Resume writing is an art. Like other forms of art, resume writing is subjective. However, you can make your resume as pleasing as possible to the average hiring manager by following some commonly accepted guidelines. This article will give you 7 resume writing hints to make your resume more attractive.
1. Begin your resume with a clear focus.
You want the hiring manager to quickly understand your profession and capabilities. One way to do this is to center the name of your profession under your name and street address, then follow up with a skills summary. You could also write an executive summary that begins by stating your profession, then describes your skills.
If you don’t have a profession to put on your resume, writing about your skills with a focus on the position you want still helps. Including a generic objective is a common resume mistake. There is no reason to put a one-size-fits-all objective on your resume!
2. Start phrases with action verbs.
Managed! Achieved! Sold! Launched! Using action verbs like these fires up your writing and makes your resume more exciting. Pick the most energetic and impressive verbs you can think of to correctly describe each of your skills and accomplishments.
To get a feel for how action verbs help your resume, contrast them with state-of-being verbs: is, am, were, was, being, been, are, and be. These verbs don’t have the same zest because they don’t show what you actually did. Use these state-of-being verbs only when you need to, and don’t start phrases with them.
Even powerful verbs can get boring if seen too often, however, so try not to repeat one in the same block of text or paragraph. Starting more than three phrases with action verbs can also get boring, so mix up your sentence structure when needed.
3. Use the correct verb tense for each job or accomplishment.
If you’re talking about a position you held in the past or an accomplishment you already achieved, use past tense. If you’re talking about a job you currently hold or an achievement you’re working toward, use present tense. When writing about a skill you’ve used before and will keep using, use present tense. If it sounds awkward, use the past continuous tense, such as “have sold more than 27 paintings…” or something similar.
4. Make your resume easy to read.
Your resume should have a simple structure with lots of white space. Each section of text should have less than 7 lines. If you need more than this, start a new section or paragraph. None of the sections of the resume writing article you’re reading now contain more than 7 lines.
The reader will be more impressed by short, powerful phrases than fluffy sentences and big words.

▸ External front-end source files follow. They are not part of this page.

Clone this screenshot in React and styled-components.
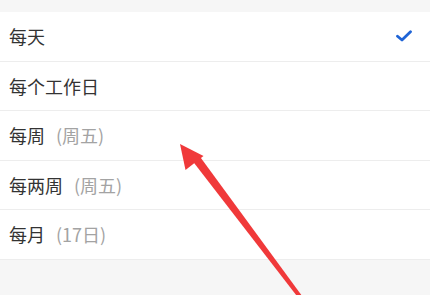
import React from 'react';
import styled, { createGlobalStyle } from 'styled-components';

const GlobalStyle = createGlobalStyle`
  html, body {
    margin: 0;
    padding: 0;
    background: #f6f6f6;
    font-family: "Noto Sans CJK SC", "Noto Sans", sans-serif;
  }
`;

const Screen = styled.div`
  position: relative;
  width: 430px;
  height: 295px;
  overflow: hidden;
  background: #f6f6f6;
  padding-top: 12px;
  box-sizing: border-box;
`;

const List = styled.ul`
  list-style: none;
  margin: 0;
  padding: 0;
  background: #ffffff;
`;

const Row = styled.li`
  display: flex;
  align-items: center;
  justify-content: space-between;
  height: 48.5px;
  padding: 0 18px 0 9px;
  border-bottom: 1px solid #ededed;
  font-size: 18px;
  color: #333333;
`;

const Label = styled.span`
  display: flex;
  align-items: center;
`;

const Hint = styled.span`
  color: #a3a3a3;
  margin-left: 11px;
`;

const Check = styled.svg`
  width: 16px;
  height: 12px;
`;

const Arrow = styled.svg`
  position: absolute;
  left: 0;
  top: 0;
  pointer-events: none;
`;

const options = [
  { label: '每天', selected: true },
  { label: '每个工作日' },
  { label: '每周', hint: '(周五)' },
  { label: '每两周', hint: '(周五)' },
  { label: '每月', hint: '(17日)' },
];

export default function App() {
  return (
    <>
      <GlobalStyle />
      <Screen>
        <List>
          {options.map((o) => (
            <Row key={o.label}>
              <Label>
                {o.label}
                {o.hint && <Hint>{o.hint}</Hint>}
              </Label>
              {o.selected && (
                <Check viewBox="0 0 16 12">
                  <path d="M1.5 6.2 L6 10 L14.5 1.8" fill="none" stroke="#1f64d6" strokeWidth="2.8" strokeLinecap="round" strokeLinejoin="round" />
                </Check>
              )}
            </Row>
          ))}
        </List>
        <Arrow width="430" height="295" viewBox="0 0 430 295">
          <polygon points="180,144 203.5,156 185.5,170" fill="#f0393a" />
          <polygon points="191,159 198,154 305,300 301.5,302" fill="#f0393a" />
        </Arrow>
      </Screen>
    </>
  );
}
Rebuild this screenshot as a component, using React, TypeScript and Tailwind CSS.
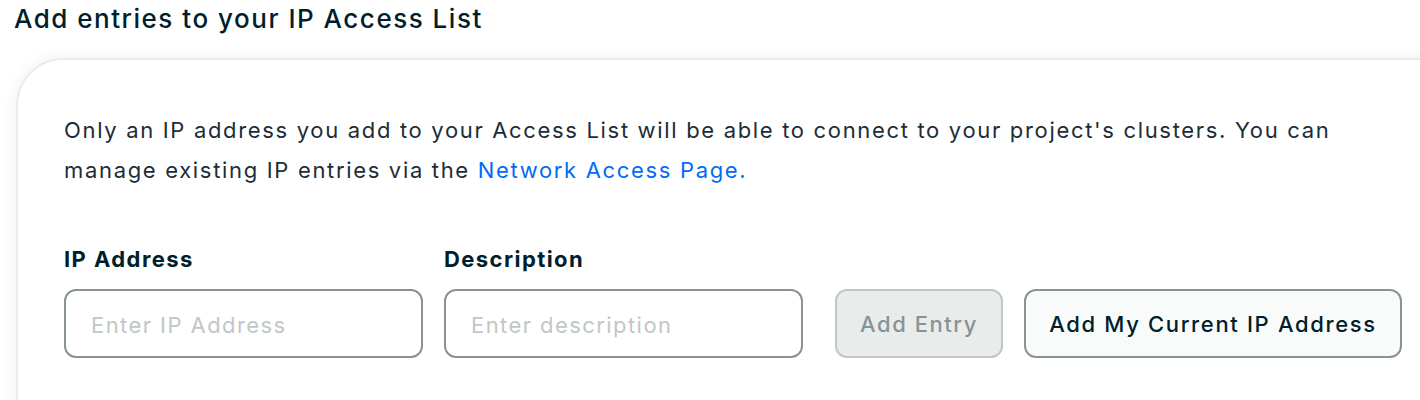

Crop out repetition and unneeded information. Each phrase should be direct and concise. Commas can help you break up longer phrases into bite-sized chunks. Remove pronouns, such as “I” your resume is obviously about you.
Resume writing is best suited to a conservative font, like Times New Roman. The font size should be 11 or 12 point, although 10 point may be OK for a chunky font like Verdana.
Leave a fairly broad border on your resume so the text doesn’t look crammed in.
5. Apply uniform formatting.
Consistency and parallelism are attractive, so adapt them to the art of resume writing. For example, if you italicize the years during which you worked for one company, do this for all the years you worked for each company on your resume. The same goes for capitalization, bullet points, underlining, and bold text.
6. Print hard copies of your resume in style.
Resume writing doesn’t end when you finish writing your resume! Go the extra mile to make hard copies of your resume look professional. If possible, use a laser printer to prevent runny ink from smearing your well-crafted words. Don’t settle for anything less than a typeset look—your competition won’t.
Select white, off-white, or ivory paper. The background these words are on is an example of an appropriate color. The paper should be 8.5 inches by 11 inches in size. Never use smudged paper and never staple your resume. Buy the highest quality paper you can afford. There really is a difference between standard printer paper and more expensive papers.
Stone paper, for example, has a surprisingly smooth texture that could make the average hiring manager want to hold on to it longer. It is tear resistant, water proof, and heavier than normal paper. Unfortunately, laser printers don’t work well on stone paper, so you’ll have to either use an inkjet printer, or risk the smeared look that could come from a mistake on a solid ink printer.
Pure cotton paper also has an enticing texture. It is stronger and more durable than regular paper. Cotton paper is also easy to print on. You can expect a resume printed on 100% cotton paper, such as that produced by the Crane paper company, to outlive you with little or no deterioration! Crane’s watermarked rag paper is considered a must for senior-level resumes.
7. Present the information on your resume strategically.
Presenting the truth in an attractive way is part of the art of resume writing. Organize your resume to make your most impressive skills and experiences stand out. Decide where to place everything with the idea of your resume as an advertisement in mind.
Information on the top of the page is considered more important. English-speakers obviously read from left to right, so information on the left side is seen first. Bold text jumps out while italicized text recedes back. The viewer’s eye will go to words surrounded by white space faster than words buried in a block of text.
Keep design elements, structure, and the overall effect on the viewer in mind.
A final word on the art of resume writing…
If you think of resume writing as another grating chore to complete on your way to your next job, your resume will reflect your attitude. On the other hand, if you think of resume writing as an opportunity to create a beautiful advertisement, you will feel proud of the final product.